先天的に「ゾンビのような顔」で生まれた少年と、その家族や学校の友人たちとの物語です。
主人公は、クラスや学校ですれ違う生徒たちが「失礼だから二度見してはならない、けど見たい」、ほどの「ゾンビのような顔」で生まれ、まるで感染病患者のように周囲から距離を置かれます。背後でヒソヒソと噂されるのも感じながら、それでもどうやって友達をつくり、この世界で生き抜いていくかに奮闘します。
「ゾンビのような顔」というのはフィクションとして少し大げさに表現されている部分もあると思いますが、その外見ゆえに悪目立ちしてしまい、「普通にみんなの中に溶け込みたい」と願う気持ちは、日本の子どもたちと同じく、アメリカのティーンエイジャーにも共通している悩みなのだと感じました。

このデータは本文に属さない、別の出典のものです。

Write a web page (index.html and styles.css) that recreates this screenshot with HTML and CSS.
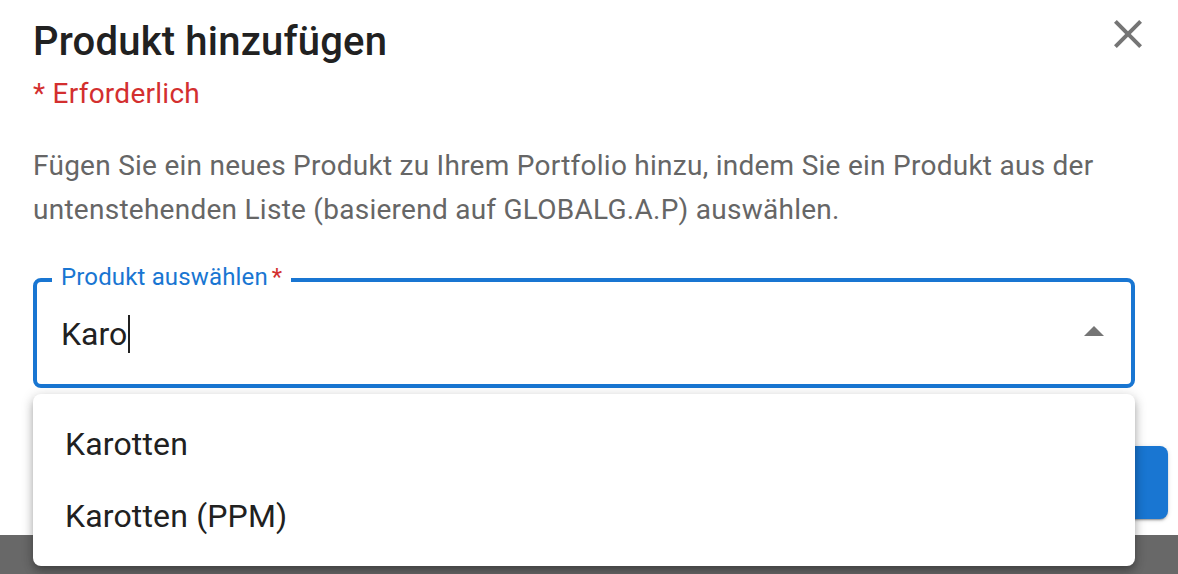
FILE: index.html
```html
<!DOCTYPE html>
<html lang="de">
<head>
<meta charset="utf-8">
<title>Produkt hinzufügen</title>
<link rel="stylesheet" href="styles.css">
</head>
<body>
<div class="dialog">
  <div class="head">
    <h2 class="title">Produkt hinzufügen</h2>
    <button class="close" aria-label="Schließen">
      <svg viewBox="0 0 24 24" width="48" height="48"><path d="M19 6.41 17.59 5 12 10.59 6.41 5 5 6.41 10.59 12 5 17.59 6.41 19 12 13.41 17.59 19 19 17.59 13.41 12z" fill="#757575"/></svg>
    </button>
  </div>
  <div class="req">* Erforderlich</div>
  <p class="desc">Fügen Sie ein neues Produkt zu Ihrem Portfolio hinzu, indem Sie ein Produkt aus der untenstehenden Liste (basierend auf GLOBALG.A.P) auswählen.</p>
  <div class="field">
    <div class="outline">
      <span class="value">Karo</span><span class="caret"></span>
      <svg class="arrow" viewBox="0 0 24 24" width="48" height="48"><path d="M7 14l5-5 5 5z" fill="#757575"/></svg>
    </div>
    <label class="label">Produkt auswählen<span class="star">*</span></label>
    <ul class="listbox">
      <li class="option">Karotten</li>
      <li class="option">Karotten (PPM)</li>
    </ul>
  </div>
  <div class="actions">
    <button class="primary"></button>
  </div>
</div>
</body>
</html>
```
FILE: styles.css
```css
html, body {
  margin: 0;
  padding: 0;
}
body {
  background: #686868;
  height: 574px;
  overflow: hidden;
  font-family: Roboto, "Liberation Sans", sans-serif;
}
.dialog {
  background: #fff;
  height: 535px;
  box-sizing: border-box;
  padding-left: 33px;
  display: flex;
  flex-direction: column;
}
.head {
  display: flex;
  justify-content: space-between;
  align-items: flex-start;
}
.title {
  margin: 18px 0 0;
  font-size: 40px;
  line-height: 48px;
  font-weight: 500;
  letter-spacing: 0.2px;
  color: #212121;
}
.close {
  margin: 10px 26px 0 0;
  padding: 0;
  border: 0;
  background: none;
  width: 48px;
  height: 48px;
  display: block;
}
.close svg { display: block; }
.req {
  margin-top: 10px;
  font-size: 28px;
  line-height: 36px;
  letter-spacing: 0.26px;
  color: #d32f2f;
}
.desc {
  margin: 32px 0 0;
  width: 1120px;
  font-size: 28px;
  line-height: 44px;
  letter-spacing: 0.26px;
  color: #666;
}
.field {
  position: relative;
  margin-top: 46px;
  width: 1102px;
  height: 110px;
}
.outline {
  box-sizing: border-box;
  height: 110px;
  border: 4px solid #1976d2;
  border-radius: 8px;
  display: flex;
  align-items: center;
  padding: 2px 13px 0 24px;
}
.value {
  font-size: 32px;
  line-height: 40px;
  color: #212121;
}
.caret {
  width: 2px;
  height: 38px;
  background: #212121;
  margin-left: 1px;
}
.arrow {
  margin-left: auto;
  margin-top: -4px;
  display: block;
}
.label {
  position: absolute;
  left: 19px;
  top: -13px;
  background: #fff;
  padding: 0 9px;
  font-size: 24px;
  line-height: 24px;
  letter-spacing: 0.15px;
  color: #1976d2;
}
.star {
  color: #d32f2f;
  margin-left: 4px;
}
.listbox {
  position: absolute;
  left: 0;
  right: 0;
  top: 116px;
  margin: 0;
  padding: 14px 0 14px;
  list-style: none;
  background: #fff;
  border-radius: 8px;
  box-shadow: 0 4px 6px -2px rgba(0,0,0,0.2), 0 6px 10px 1px rgba(0,0,0,0.14), 0 2px 12px 2px rgba(0,0,0,0.12);
  z-index: 2;
}
.option {
  height: 72px;
  line-height: 72px;
  padding-left: 32px;
  font-size: 32px;
  letter-spacing: 0.15px;
  color: #212121;
}
.actions {
  display: flex;
  justify-content: flex-end;
  margin-top: 58px;
  padding-right: 10px;
}
.primary {
  width: 220px;
  height: 73px;
  border: 0;
  border-radius: 8px;
  background: #1976d2;
  box-shadow: 0 3px 1px -2px rgba(0,0,0,0.2), 0 2px 2px 0 rgba(0,0,0,0.14), 0 1px 5px 0 rgba(0,0,0,0.12);
}
```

物語全体を貫くテーマは、次の言葉に凝縮されているように感じます。
Your deeds are your monuments.
We should be remembered for the things we do. The things we do are the most important things of all. They are more important than what we say or what we look like. The things we do outlast our mortality. The things we do are like monuments that people build to honor heroes after they’ve died. They are like the pyramids that Egyptians built to honor the pharaohs. Only instead of being made out of stone, they’re made out of the memories people have of you. That’s why your deeds are like your monuments, built with memories instead of with stone.
私たちは、自らの行いによって記憶されるべきだ。
私たちのすることこそが、すべての中で最も大切なものだ。
それは、私たちが何を言ったかや、どんな姿だったかよりも大切で、
私たちの死を超えて、なお残り続ける。
私たちの行いは、死んだ後に英雄を讃えるために人々が建てる記念碑のようなものだ。
それは、エジプト人がファラオのために築いたピラミッドのようでもある。
ただし、それは石でできているのではない。
それは、人々の中に残る、あなたの記憶でできている。
だからこそ、あなたの行いは、あなた自身の証なのだ。
石ではなく、人々の記憶によって築かれる証なのだ。
この言葉が示すように、主人公の少年も、周囲の人々も、それぞれが「外見」や「言葉」ではなく、「行い」を通して互いに影響しあい、時に喧嘩をしながら、心を通わせていきます。
主人公をはじめ、姉、姉のボーイフレンド、学校の友達など、複数の視点からテンポ良く描かれる物語に引き込まれ、ページをめくる手が止まりません。
約7万語とボリュームがありますが、英語多読に慣れてきた頃にぜひ挑戦したい一冊です。